Of course, the true X-factors of these movies, with their fairly interchangeable plots and nerve-jangling suspense sequences, are the one-and-done directors at the helm. Rather than go full auteur on his formulaic material, McQuarrie instead offers a kind of greatest hits package: Rogue Nation marries the shifting loyalties of Brian De Palma’s original to the kinetic action beats of John Woo’s series nadir and the all-set-piece structure of Brad Bird’s series zenith, adding an omnipotent villain not far removed from the one Philip Seymour Hoffman played in J.J. Abrams’ entry. It’s the least visually or conceptually distinctive of the five movies, leaning on what’s worked before rather than forging its own path.
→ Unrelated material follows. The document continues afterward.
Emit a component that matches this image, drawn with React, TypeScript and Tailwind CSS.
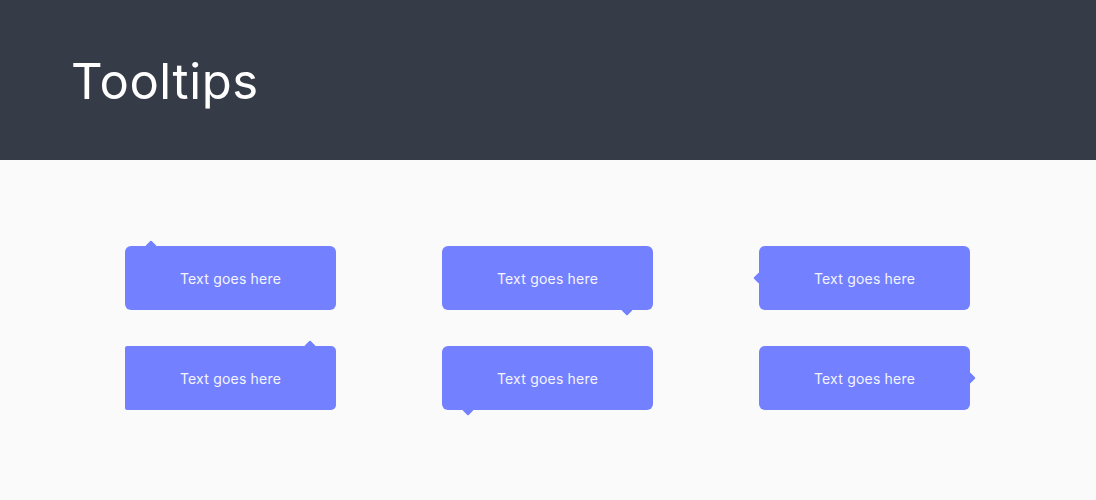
import React from "react";

type Side = "top-left" | "top-right" | "bottom-left" | "bottom-right" | "left" | "right";

const arrowClass: Record<Side, string> = {
    "top-left": "left-[22px] -top-[4px]",
    "top-right": "right-[22px] -top-[4px]",
    "bottom-left": "left-[22px] -bottom-[4px]",
    "bottom-right": "right-[22px] -bottom-[4px]",
    "left": "-left-[4px] top-1/2 -mt-[4px]",
    "right": "-right-[4px] top-1/2 -mt-[4px]",
};

function Tooltip({side, square}: { side: Side; square?: boolean }) {
    return (
        <div
            className={`relative flex h-[64px] w-[211px] items-center justify-center bg-[#7380ff] ${square ? "rounded-r-[5px] rounded-l-[2px]" : "rounded-[6px]"}`}>
            <span className={`absolute h-[8px] w-[8px] rotate-45 rounded-[1px] bg-[#7380ff] ${arrowClass[side]}`}/>
            <span className="relative text-[14px] tracking-[0.2px] text-[#f4f5ff]">Text goes here</span>
        </div>
    );
}

export default function App() {
    return (
        <div className="min-h-[500px] bg-[#fafafa]" style={{fontFamily: "Inter, 'Noto Sans', sans-serif"}}>
            <header className="flex h-[160px] items-center bg-[#363c47] px-[71px]">
                <h1 className="pt-[3px] text-[49px] font-normal tracking-[0.6px] text-white">Tooltips</h1>
            </header>
            <main className="grid grid-cols-[211px_211px_211px] gap-x-[106px] gap-y-[36px] pl-[125px] pt-[86px]">
                <Tooltip side="top-left"/>
                <Tooltip side="bottom-right"/>
                <Tooltip side="left"/>
                <Tooltip side="top-right" square/>
                <Tooltip side="bottom-left"/>
                <Tooltip side="right"/>
            </main>
        </div>
    );
}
But if McQuarrie doesn’t put as singular of a stamp on the M:I brand as his predecessors did, he proves himself more than qualified to run the control booth of a perpetual motion machine. Rogue Nation, like the similarly propulsive Ghost Protocol, often feels like a pure instrument of fun, dragging Hunt through an ongoing series of precarious situations. There’s a crosscutting, Hitchcockian skirmish in the rafters of the Vienna Opera House, a tight motorcycle pursuit through heavy traffic, and a heist sequence—a series specialty—in which Hunt must filch some sensitive data from a circular underwater vault, dodging a rotating crane as his oxygen supply dwindles. McQuarrie mounts these sequences with playful booby-trap precision; in one particularly inspired moment, a car blows up in the background of the shot, seconds before Benji speeds a getaway vehicle into the foreground. Mostly, though, he just keeps the whole enterprise hurtling forward, from one hit of pleasure to the next. Whoever occupies the director’s chair of the next Mission: Impossible movie would be wise to study his cut-the-fat approach. That’s assuming, of course, there is a next Mission: Impossible movie. Please let there be a next Mission: Impossible movie.